= Aux Etats-Unis =

Parisian trunk maker

Aux États-Unis (literally meaning "To the United States") is a Parisian trunkmaker established in 1845.

== History ==

=== Founding ===
Aux États-Unis went into business in 1845 at 229, rue Saint Honoré, in Paris, two doors down from Goyard.

=== Owners ===
Rousselle and Gérard (1845-1890): Charles Étienne Rousselle is the founder and first owner of the brand. When he died, his widow ran the shop before she assigned the business to L. Gérard.

Deraisme family (1891-1985): In 1891, Eugène Louis Deraisme took over the enterprise; it then successively came under the management of his first wife, Hélène Bordat, his son André Eugène and finally his grandson François who succeeded his father in 1942. The brand eventually disappeared in the 1980s when François Deraisme retired.

Luvanis (since 2011): Luvanis, an investment company specialized in the revival of long-dormant luxury brands and which reintroduced the trunk makers Moynat and Au Départ, acquired the rights into the dormant label in 2011.

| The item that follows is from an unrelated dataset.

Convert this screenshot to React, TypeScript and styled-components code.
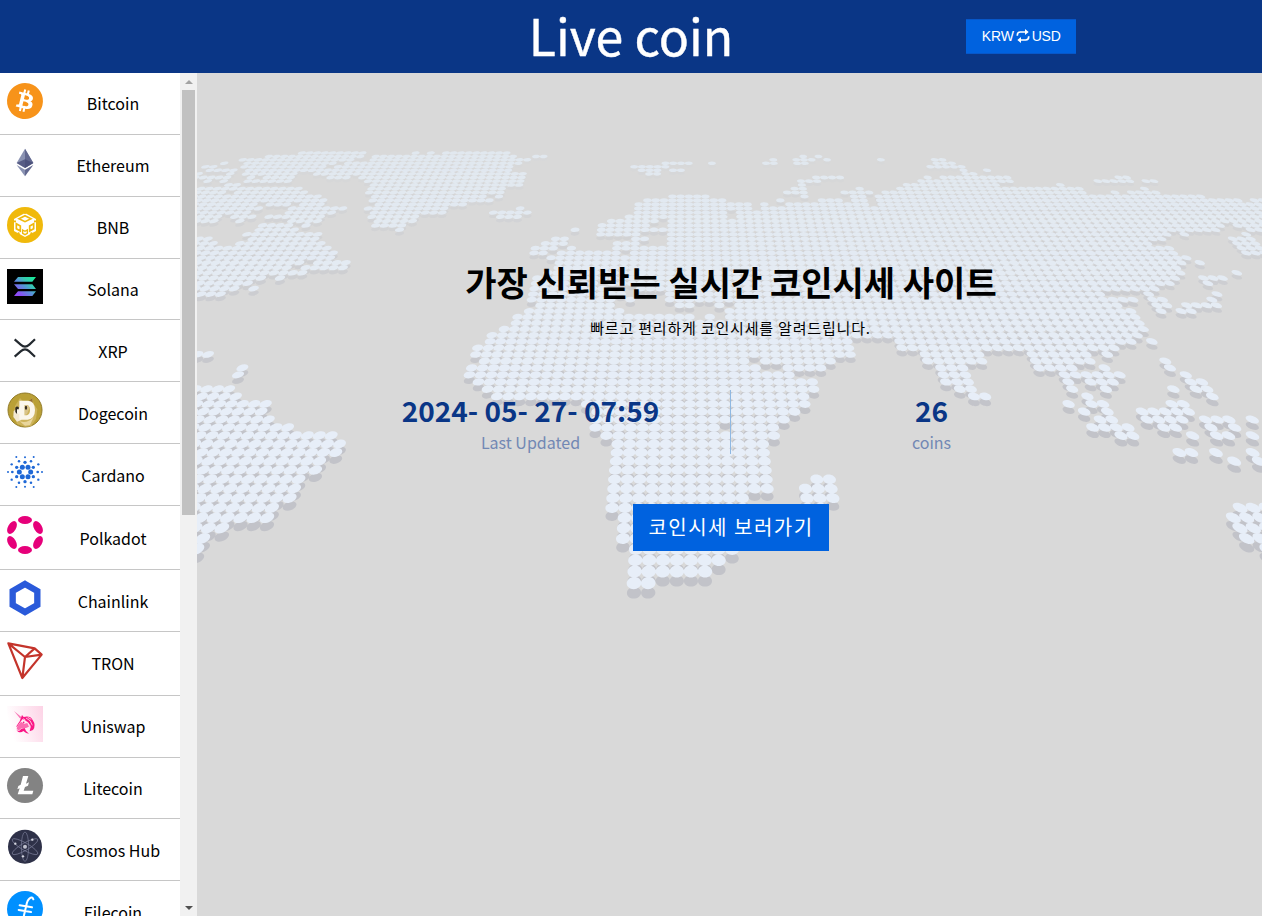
import React from "react";
import styled, { createGlobalStyle } from "styled-components";
import { SiBitcoin, SiLitecoin } from "react-icons/si";

const GlobalStyle = createGlobalStyle`
  * { box-sizing: border-box; }
  body {
    margin: 0;
    overflow: hidden;
    font-family: "Noto Sans CJK KR", "Noto Sans KR", sans-serif;
    color: #000;
  }
`;

const Page = styled.div`
  display: flex;
  flex-direction: column;
  height: 100vh;
  overflow: hidden;
`;

const Header = styled.header`
  flex: none;
  display: grid;
  grid-template-columns: 1fr auto 1fr;
  align-items: center;
  height: 73px;
  background: #0a3686;
`;

const Title = styled.h1`
  grid-column: 2;
  margin: 0;
  padding-bottom: 4px;
  color: #fff;
  font-size: 50px;
  font-weight: 400;
  line-height: 69px;
  -webkit-text-stroke: 0.4px #fff;
`;

const CurrencyButton = styled.button`
  justify-self: start;
  display: flex;
  align-items: center;
  justify-content: center;
  gap: 2px;
  width: 110px;
  height: 35px;
  margin: 0 0 1px 233px;
  padding: 0;
  border: 1px solid #0757c9;
  border-width: 1px 0;
  background: #0062df;
  color: #fff;
  font: 14px "Liberation Sans", Arial, sans-serif;
  letter-spacing: -0.2px;
  white-space: nowrap;
`;

const Body = styled.div`
  flex: 1;
  display: flex;
  min-height: 0;
`;

const Sidebar = styled.aside`
  flex: none;
  display: flex;
  width: 197px;
  background: #fff;
`;

const CoinList = styled.ul`
  width: 180px;
  margin: 0;
  padding: 0;
  list-style: none;
  overflow: hidden;
`;

const CoinRow = styled.li<{ $height: number }>`
  display: flex;
  height: ${(p) => p.$height}px;
  border-bottom: 1px solid #c6c6c6;
`;

const CoinIcon = styled.span`
  flex: none;
  width: 50px;
  padding: 10px 7px 0;
  svg { display: block; overflow: visible; }
`;

const CoinName = styled.span<{ $height: number; $drop: number }>`
  flex: 1;
  padding: ${(p) => p.$drop}px 4px 0 0;
  text-align: center;
  font-size: 16px;
  font-weight: 400;
  line-height: ${(p) => p.$height - 1}px;
`;

const Scrollbar = styled.div`
  flex: none;
  display: flex;
  flex-direction: column;
  align-items: center;
  width: 17px;
  background: #f1f1f1;
`;

const ScrollArrow = styled.div<{ $down?: boolean }>`
  display: grid;
  place-items: center;
  width: 17px;
  height: 17px;
  &::after {
    content: "";
    border: 4px solid transparent;
    border-top-width: ${(p) => (p.$down ? 4 : 0)}px;
    border-bottom-width: ${(p) => (p.$down ? 0 : 4)}px;
    border-${(p) => (p.$down ? "top" : "bottom")}-color: ${(p) => (p.$down ? "#505050" : "#a3a3a3")};
  }
`;

const ScrollThumb = styled.div`
  width: 13px;
  height: 425px;
  margin-bottom: auto;
  background: #c1c1c1;
`;

const Hero = styled.main`
  position: relative;
  flex: 1;
  overflow: hidden;
  background: #d9d9d9;
`;

const MapArt = styled.svg`
  position: absolute;
  inset: 0;
  display: block;
`;

const HeroContent = styled.section`
  position: relative;
  display: flex;
  flex-direction: column;
  align-items: center;
  padding: 184px 0 0 2px;
`;

const Headline = styled.h2`
  margin: 0;
  padding-left: 1px;
  font-size: 34px;
  font-weight: 700;
  line-height: 50px;
`;

const Subline = styled.p`
  margin: 8px 0 0;
  font-size: 15px;
  font-weight: 400;
  line-height: 25px;
  letter-spacing: 0.82px;
`;

const Stats = styled.div`
  display: flex;
  width: 801px;
  margin-top: 49px;
`;

const Stat = styled.div`
  flex: 1;
  height: 65px;
  text-align: center;
`;

const StatDivider = styled.div`
  width: 1px;
  height: 64px;
  margin-top: 1px;
  background: #8fb8e2;
`;

const StatValue = styled.div`
  padding-left: 1px;
  color: #0a3686;
  font-size: 28px;
  font-weight: 700;
  line-height: 42px;
`;

const StatLabel = styled.div`
  padding-left: 1px;
  color: #7288b4;
  font-size: 16px;
  line-height: 22px;
`;

const StartButton = styled.button`
  width: 196px;
  height: 47px;
  margin-top: 50px;
  padding: 0 0 2px 1px;
  border: 0;
  background: #0062df;
  color: #fff;
  font-family: inherit;
  font-size: 20px;
  font-weight: 400;
  letter-spacing: 1.5px;
  white-space: nowrap;
`;

/* ---- dotted world map ---- */

type Span = [number, number];

// Horizontal runs of land for every grid row, bottom row first.
const LAND: Span[][] = [
  [[634, 648]],
  [[634, 705]],
  [[636, 719]],
  [[188, 197], [630, 731], [1262, 1275]],
  [[190, 202], [622, 727], [1248, 1275]],
  [[190, 220], [623, 731], [1241, 1275]],
  [[190, 266], [623, 736], [1235, 1275]],
  [[190, 270], [611, 744], [812, 825], [1241, 1275]],
  [[190, 288], [612, 742], [807, 833]],
  [[190, 293], [612, 767], [806, 831]],
  [[190, 297], [612, 767], [817, 829]],
  [[190, 314], [613, 766]],
  [[190, 319], [614, 766], [1235, 1235], [1260, 1262]],
  [[190, 334], [615, 764], [1180, 1192], [1217, 1217], [1253, 1253]],
  [[190, 339], [615, 763]],
  [[190, 330], [605, 768], [1122, 1133], [1193, 1193], [1217, 1230], [1253, 1253]],
  [[190, 287], [594, 713], [737, 772], [1093, 1128], [1165, 1177], [1212, 1212], [1235, 1235]],
  [[190, 267], [593, 783], [1100, 1112], [1147, 1183], [1205, 1230], [1253, 1253]],
  [[190, 260], [593, 795], [1084, 1084], [1108, 1108], [1143, 1190]],
  [[190, 264], [583, 803], [1069, 1069], [1092, 1103], [1173, 1184]],
  [[190, 234], [495, 807], [974, 985], [1088, 1088], [1213, 1213]],
  [[190, 227], [485, 813], [960, 970], [1072, 1072], [1106, 1106], [1173, 1173], [1195, 1208]],
  [[476, 812], [945, 968], [1068, 1068], [1092, 1113], [1192, 1202]],
  [[235, 235], [467, 792], [943, 965], [1063, 1120], [1185, 1185]],
  [[240, 240], [469, 750], [783, 825], [940, 963], [1037, 1077], [1103, 1103], [1170, 1170]],
  [[482, 747], [763, 835], [925, 982], [1035, 1092], [1166, 1166]],
  [[190, 205], [474, 740], [757, 847], [927, 978], [1032, 1087], [1107, 1107]],
  [[475, 847], [898, 1118]],
  [[489, 847], [898, 1133], [1152, 1152]],
  [[490, 1140]],
  [[502, 1145]],
  [[514, 1140]],
  [[514, 690], [708, 708], [727, 1137]],
  [[525, 618], [730, 1133], [1161, 1161], [1182, 1193]],
  [[537, 612], [675, 690], [717, 717], [735, 1120], [1158, 1168], [1185, 1218]],
  [[530, 613], [628, 628], [667, 1113], [1113, 1135], [1155, 1165], [1213, 1213]],
  [[190, 220], [530, 617], [668, 1102], [1148, 1148], [1217, 1217]],
  [[190, 234], [250, 250], [532, 600], [640, 1157]],
  [[190, 247], [532, 590], [612, 1172], [1208, 1208]],
  [[190, 260], [276, 276], [535, 1177], [1202, 1225]],
  [[190, 277], [285, 300], [552, 1182], [1237, 1237]],
  [[190, 285], [310, 342], [555, 1180]],
  [[190, 287], [296, 296], [322, 344], [563, 1182], [1200, 1200]],
  [[190, 330], [555, 577], [587, 1187]],
  [[190, 224], [235, 330], [530, 544], [558, 580], [593, 618], [630, 1177], [1247, 1262]],
  [[190, 225], [239, 327], [532, 550], [568, 568], [613, 613], [630, 1172], [1242, 1262]],
  [[190, 210], [242, 319], [542, 562], [615, 627], [633, 633], [667, 1150], [1237, 1257]],
  [[190, 205], [255, 315], [552, 562], [633, 647], [667, 1165], [1232, 1253]],
  [[250, 250], [259, 289], [304, 315], [598, 638], [667, 1168], [1184, 1184], [1247, 1247]],
  [[262, 292], [396, 396], [572, 572], [598, 663], [670, 683], [693, 1218], [1250, 1270]],
  [[264, 287], [310, 310], [380, 399], [598, 643], [668, 1223], [1238, 1270]],
  [[190, 210], [244, 244], [295, 317], [374, 410], [608, 653], [668, 725], [735, 1270]],
  [[190, 214], [237, 250], [272, 319], [372, 414], [497, 517], [627, 660], [668, 723], [737, 1270]],
  [[190, 247], [293, 329], [370, 442], [490, 525], [635, 668], [683, 703], [712, 722], [743, 1270]],
  [[190, 257], [295, 340], [372, 443], [517, 517], [636, 703], [716, 750], [762, 868], [878, 1270]],
  [[190, 257], [274, 287], [300, 317], [375, 463], [636, 672], [680, 747], [762, 762], [787, 867], [878, 1270]],
  [[190, 262], [275, 320], [377, 487], [644, 721], [778, 778], [820, 840], [853, 865], [880, 1240], [1253, 1270]],
  [[190, 224], [237, 315], [377, 480], [495, 495], [669, 704], [803, 803], [852, 863], [877, 1202]],
  [[190, 219], [239, 300], [372, 499], [785, 802], [842, 868], [883, 1083], [1114, 1114], [1130, 1157]],
  [[190, 230], [240, 295], [375, 500], [793, 802], [857, 857], [898, 1082], [1143, 1143]],
  [[230, 240], [374, 519], [799, 799], [905, 905], [918, 997], [1059, 1059]],
  [[210, 210], [227, 227], [250, 287], [370, 519], [798, 816], [919, 1008], [1096, 1130], [1145, 1155]],
  [[190, 224], [247, 247], [264, 287], [334, 344], [359, 520], [813, 838], [926, 926], [942, 1007], [1117, 1127]],
  [[200, 200], [234, 234], [245, 252], [264, 290], [320, 522], [646, 654], [963, 972]],
  [[210, 237], [247, 310], [320, 507], [638, 655], [670, 678], [962, 962], [985, 985]],
  [[207, 217], [245, 320], [340, 510], [631, 662], [928, 960]],
  [[226, 226], [249, 329], [349, 517], [662, 686], [709, 709], [763, 771], [794, 802], [935, 950]],
  [[244, 255], [267, 350], [372, 527], [770, 770], [795, 808], [824, 824], [879, 879], [932, 940]],
  [[270, 364], [379, 510], [537, 541], [800, 800], [816, 816]],
  [[304, 366], [418, 418], [434, 434], [449, 510]],
];

const HORIZON = -336;
const CENTER = 686;
const SPREAD = 0.0155;
const PHASE = 0.35;

// Outline of a circle lying on the receding ground plane.
function disc(cx: number, cy: number, a: number, h: number, skew: number) {
  const k = 0.5523;
  const pt = (u: number, v: number) => `${(cx + u * a + v * skew).toFixed(1)} ${(cy + v * h).toFixed(1)}`;
  return (
    `M${pt(1, 0)}C${pt(1, k)} ${pt(k, 1)} ${pt(0, 1)}` +
    `C${pt(-k, 1)} ${pt(-1, k)} ${pt(-1, 0)}` +
    `C${pt(-1, -k)} ${pt(-k, -1)} ${pt(0, -1)}` +
    `C${pt(k, -1)} ${pt(1, -k)} ${pt(1, 0)}Z`
  );
}

const MAP_ROWS = LAND.map((spans, r) => {
  const depth = 1 / (0.00108778 + 0.000013856 * r);
  const y = depth + HORIZON - 0.2;
  const step = depth * SPREAD;
  const pitch = depth * depth * 0.000013856;
  let tops = "";
  let shadows = "";
  const seen = new Set<number>();
  spans.forEach(([from, to]) => {
    const first = Math.round((from - CENTER) / step - PHASE);
    const last = Math.round((to - CENTER) / step - PHASE);
    for (let c = first; c <= last; c++) {
      if (seen.has(c)) continue;
      seen.add(c);
      const x = CENTER + (c + PHASE) * step;
      const skew = ((x - CENTER) / depth) * pitch * 0.5;
      tops += disc(x, y, step * 0.51, pitch * 0.52, skew);
      shadows += disc(x, y + pitch * 0.82, step * 0.5, pitch * 0.5, skew);
    }
  });
  const near = Math.min(1, Math.max(0, (y - 150) / 260));
  return { r, tops, shadows, near };
});

const mix = (a: number, b: number, t: number) => Math.round(a + (b - a) * t);

function WorldMap() {
  return (
    <MapArt width="1065" height="843" viewBox="197 73 1065 843" aria-hidden="true">
      {MAP_ROWS.map(({ r, shadows, near }) => (
        <path key={r} d={shadows} fill={`rgb(${mix(216, 194, near)},${mix(217, 195, near)},${mix(218, 201, near)})`} />
      ))}
      {MAP_ROWS.map(({ r, tops, near }) => (
        <path key={r} d={tops} fill={`rgb(${mix(225, 231, near)},${mix(232, 238, near)},${mix(239, 248, near)})`} />
      ))}
    </MapArt>
  );
}

/* ---- coin logos ---- */

const Logo = ({ children, height = 36 }: { children: React.ReactNode; height?: number }) => (
  <svg width="36" height={height} viewBox={`0 0 108 ${height * 3}`}>{children}</svg>
);

const SwapIcon = () => (
  <svg width="14" height="14" viewBox="0 0 42 42" fill="none" stroke="#fff" strokeWidth="5">
    <path d="M4 20V18Q4 9 13 9H30" />
    <path d="M38 22V24Q38 33 29 33H12" />
    <path d="M27 0 38 9 27 18ZM15 24 4 33 15 42Z" fill="#fff" stroke="none" />
  </svg>
);

const BitcoinLogo = () => <SiBitcoin size={36} color="#f7931a" />;

const LitecoinLogo = () => (
  <Logo height={35}>
    <ellipse cx="54" cy="52.5" rx="54" ry="52.5" fill="#838383" />
    <path d="M48 24H64L57 47 66 43 63 53 54 57 50 68H79L76 79H32L38 61 31 64 34 54 41 50Z" fill="#fff" />
  </Logo>
);

const EthereumLogo = () => (
  <Logo>
    <path d="M54 11 79 54 54 69 29 54Z" fill="#8a92b2" />
    <path d="M54 11 79 54 54 69Z" fill="#62688f" />
    <path d="M54 43 79 54 54 69 29 54Z" fill="#454a75" opacity=".75" />
    <path d="M29 60 54 74V94Z" fill="#8a92b2" />
    <path d="M79 60 54 74V94Z" fill="#62688f" />
  </Logo>
);

const BnbLogo = () => (
  <Logo>
    <circle cx="54" cy="54" r="54" fill="#f0b90b" />
    <path d="M54 18 87 36V72L54 90 21 72V36Z" fill="#fff" />
    <g fill="none" stroke="#f0b90b" strokeWidth="5">
      <path d="M36 35 54 26 72 35 54 44Z" />
      <path d="M28 50 40 57V72L28 65ZM80 50 68 57V72L80 65Z" />
      <path d="M47 69 54 73 61 69V79L54 83 47 79Z" strokeWidth="4" />
      <path d="M20 43H27M81 43H88M34 76 37 84M74 76 71 84M54 15V21" />
    </g>
  </Logo>
);

const SolanaLogo = () => (
  <Logo height={35}>
    <defs>
      <linearGradient id="sol" gradientUnits="userSpaceOnUse" x1="25" y1="84" x2="82" y2="22">
        <stop offset="0" stopColor="#9945ff" />
        <stop offset=".2" stopColor="#8752f3" />
        <stop offset=".5" stopColor="#5497d5" />
        <stop offset=".7" stopColor="#36c8b0" />
        <stop offset="1" stopColor="#14f195" />
      </linearGradient>
    </defs>
    <path d="M0 0H108V105H0Z" fill="#000" />
    <path d="M33 24H87L76 38H21ZM21 46H76L87 60H33ZM33 67H87L76 81H21Z" fill="url(#sol)" />
  </Logo>
);

const XrpLogo = () => (
  <Logo>
    <g fill="none" stroke="#23292f" strokeWidth="6.5">
      <path d="M23 28 41 44Q54 56 67 44L84 28" />
      <path d="M23 80 41 64Q54 52 67 64L84 80" />
    </g>
  </Logo>
);

const DogecoinLogo = () => (
  <Logo>
    <circle cx="54" cy="54" r="51" fill="#baa036" stroke="#927b28" strokeWidth="3" />
    <path d="M39 18 49 29 67 28 76 16 80 36 91 52 87 81 72 103 54 104 30 96 20 66 24 42Z" fill="#cdb35b" />
    <path d="M20 57 41 44 43 84 30 89 19 75Z" fill="#f2e8d2" />
    <path d="M65 28 76 18 77 32M39 20 46 29" fill="#967032" />
    <path d="M25 47Q29 41 35 45L36 56 30 66 25 60Z" fill="#2f2b22" />
    <path fillRule="evenodd" d="M37 26H63Q84 28 84 54 84 80 62 83H37V65H30V52H37ZM53 39V70H60Q69 67 69 55 69 41 60 39Z" fill="#fbf7ec" />
    <path d="M53 39H60Q66 41 68 47L60 66 53 70Z" fill="#d9c48a" />
    <ellipse cx="57" cy="47" rx="3.5" ry="6" fill="#382f24" />
    <path d="M38 88Q61 96 80 76L69 99 54 101Z" fill="#e9d69c" />
  </Logo>
);

const CARDANO: [number, number, number][] = [
  [54, 12, 3], [54, 100, 3], [28, 11, 3], [80, 11, 3], [28, 101, 3], [80, 101, 3], [3, 56, 3], [105, 56, 3],
  [36, 24, 3.8], [72, 24, 3.8], [36, 88, 3.8], [72, 88, 3.8], [14, 33, 3.5], [94, 33, 3.5],
  [14, 79, 3.5], [94, 79, 3.5], [16, 56, 4], [92, 56, 4], [54, 27, 5], [54, 85, 5],
  [29, 42, 5], [79, 42, 5], [29, 70, 5], [79, 70, 5],
  [46, 42, 7.5], [63, 42, 7.5], [46, 70, 7.5], [63, 70, 7.5], [37, 56, 7.5], [71, 56, 7.5],
];

const CardanoLogo = () => (
  <Logo>
    {CARDANO.map(([x, y, r], i) => <circle key={i} cx={x} cy={y - 2} r={r} fill="#1f68d6" />)}
  </Logo>
);

const PolkadotLogo = () => (
  <Logo height={38}>
    <g fill="#e6007a">
      <ellipse cx="54" cy="12" rx="21" ry="12" />
      <ellipse cx="54" cy="102" rx="21" ry="12" />
      <ellipse cx="15" cy="34.5" rx="21" ry="12" transform="rotate(-60 15 34.5)" />
      <ellipse cx="93" cy="34.5" rx="21" ry="12" transform="rotate(60 93 34.5)" />
      <ellipse cx="15" cy="79.5" rx="21" ry="12" transform="rotate(60 15 79.5)" />
      <ellipse cx="93" cy="79.5" rx="21" ry="12" transform="rotate(-60 93 79.5)" />
    </g>
  </Logo>
);

const ChainlinkLogo = () => (
  <Logo>
    <path d="M54 12 91 33V75L54 96 17 75V33Z" fill="none" stroke="#2a5ada" strokeWidth="19" />
  </Logo>
);

const TronLogo = () => (
  <Logo height={38}>
    <path d="M4 4 83 19 104 38 46 108ZM4 4 54 45 104 38M54 45 83 19M54 45 46 108" fill="none" stroke="#c4342b" strokeWidth="6.5" strokeLinejoin="round" />
  </Logo>
);

const UniswapLogo = () => (
  <Logo>
    <defs>
      <linearGradient id="uni" x1="0" y1=".3" x2="1" y2="0">
        <stop offset="0" stopColor="#fff" />
        <stop offset="1" stopColor="#fdd3e6" />
      </linearGradient>
    </defs>
    <path d="M0 0H108V108H0Z" fill="url(#uni)" />
    <path d="M21 15 42 32 45 39 38 36Z" fill="#f874b5" />
    <path d="M45 27 50 33Q70 28 77 42 88 58 78 72L68 76 71 62 64 50 56 44 47 39 40 48 31 61 28 64Q26 76 37 74L43 68 53 66Q55 76 66 83 57 83 49 75 42 81 33 77 25 70 29 59L38 46Z" fill="#fa1685" />
    <path d="M31 61 42 47 52 53 61 51 66 62 57 66 43 67 36 73 29 70Z" fill="#fb6cb0" />
    <path d="M57 36 69 44 76 58M62 34 73 40M60 47 69 59 67 71M49 38 55 42" fill="none" stroke="#ffdcec" strokeWidth="2.5" />
    <circle cx="50" cy="49" r="2.5" fill="#f50d79" />
  </Logo>
);

const CosmosLogo = () => (
  <Logo>
    <circle cx="54" cy="53" r="51" fill="#2e3148" />
    <g fill="none" stroke="#7c7f9a" strokeWidth="2">
      <ellipse cx="54" cy="53" rx="11" ry="44" />
      <ellipse cx="54" cy="53" rx="11" ry="44" transform="rotate(60 54 53)" />
      <ellipse cx="54" cy="53" rx="11" ry="44" transform="rotate(-60 54 53)" />
    </g>
    <circle cx="54" cy="53" r="6" fill="#c0c1ce" />
    <g fill="#d5d6e0">
      <circle cx="76" cy="32" r="3.5" /><circle cx="25" cy="44" r="3.5" /><circle cx="48" cy="82" r="3.5" />
    </g>
  </Logo>
);

const FilecoinLogo = () => (
  <Logo>
    <circle cx="54" cy="54" r="54" fill="#0090ff" />
    <path d="M79 25Q76 16 68 22 61 27 58 43L51 73Q47 92 37 92 31 92 29 86M38 43 75 49M35 57 72 63" fill="none" stroke="#fff" strokeWidth="6" strokeLinecap="round" />
  </Logo>
);

const COINS: { name: string; height: number; drop?: number; Icon: React.FC }[] = [
  { name: "Bitcoin", height: 62, Icon: BitcoinLogo },
  { name: "Ethereum", height: 62, Icon: EthereumLogo },
  { name: "BNB", height: 62, Icon: BnbLogo },
  { name: "Solana", height: 61, Icon: SolanaLogo },
  { name: "XRP", height: 62, drop: 1, Icon: XrpLogo },
  { name: "Dogecoin", height: 62, drop: 1, Icon: DogecoinLogo },
  { name: "Cardano", height: 62, drop: 1, Icon: CardanoLogo },
  { name: "Polkadot", height: 64, drop: 1, Icon: PolkadotLogo },
  { name: "Chainlink", height: 62, drop: 1, Icon: ChainlinkLogo },
  { name: "TRON", height: 64, Icon: TronLogo },
  { name: "Uniswap", height: 62, Icon: UniswapLogo },
  { name: "Litecoin", height: 61, Icon: LitecoinLogo },
  { name: "Cosmos Hub", height: 62, drop: 1, Icon: CosmosLogo },
  { name: "Filecoin", height: 62, drop: 1, Icon: FilecoinLogo },
];

export default function App() {
  return (
    <Page>
      <GlobalStyle />
      <Header>
        <Title>Live coin</Title>
        <CurrencyButton>
          KRW
          <SwapIcon />
          USD
        </CurrencyButton>
      </Header>
      <Body>
        <Sidebar>
          <CoinList>
            {COINS.map(({ name, height, drop = 0, Icon }) => (
              <CoinRow key={name} $height={height}>
                <CoinIcon><Icon /></CoinIcon>
                <CoinName $height={height} $drop={drop}>{name}</CoinName>
              </CoinRow>
            ))}
          </CoinList>
          <Scrollbar>
            <ScrollArrow />
            <ScrollThumb />
            <ScrollArrow $down />
          </Scrollbar>
        </Sidebar>
        <Hero>
          <WorldMap />
          <HeroContent>
            <Headline>가장 신뢰받는 실시간 코인시세 사이트</Headline>
            <Subline>빠르고 편리하게 코인시세를 알려드립니다.</Subline>
            <Stats>
              <Stat>
                <StatValue>2024- 05- 27- 07:59</StatValue>
                <StatLabel>Last Updated</StatLabel>
              </Stat>
              <StatDivider />
              <Stat>
                <StatValue>26</StatValue>
                <StatLabel>coins</StatLabel>
              </Stat>
            </Stats>
            <StartButton>코인시세 보러가기</StartButton>
          </HeroContent>
        </Hero>
      </Body>
    </Page>
  );
}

=== Partnerships with other Parisian trunk-makers ===
On July 2, 1932, André Deraisme on behalf of Aux États-Unis created a new company, the Coopération Industrielle et Commerciale ("CIC"), in partnership with the directors of the four other trunk-makers of the time (Louis Vuitton, Goyard, Moynat, et Au Départ) in the face of the economic crisis. The five "Maisons" joined forces, notably for the purchase of raw materials and travel items and for patent registrations. The cooperation was to last until 1935.

== Celebrity customers ==

The customers list of Aux États-Unis included many high-profile purchasers.

=== Kings, princes, heads of state and heads of government ===
The British Duchess of Sutherland, the Duchess of Manchester, the Duke of Windsor, and the Duke of Westminster; Prince Kamal el Dine Hussein, the King of Albania, the Maharaja of Jaipur, Maharaja of Mysore and Maharaja of Kapurthala; French President Léon Blum, Prime Minister of Belgium Henry Carton de Wiart, Ohio Governor Myron T. Herrick, New York Governor W. Averell Harriman, the Prince de Bitteto, and the Princesse de Faucigny Lucinge.

=== Writers, artists and actors ===
Lady Mendl, Conan Doyle, Fernand Gravey, Henri Bernstein, and Gilbert Miller.

=== Other celebrity clients ===
British explorer and missionary David Livingstone, the jeweler Jacques Cartier, violinist Jules Boucherit, Diana Vreeland, Pecci Blunt, William Boyce Thompson, American billionaire Moses Taylor, Lady Eve Balfour, John Gardner Coolidge, and the Vanderbilts.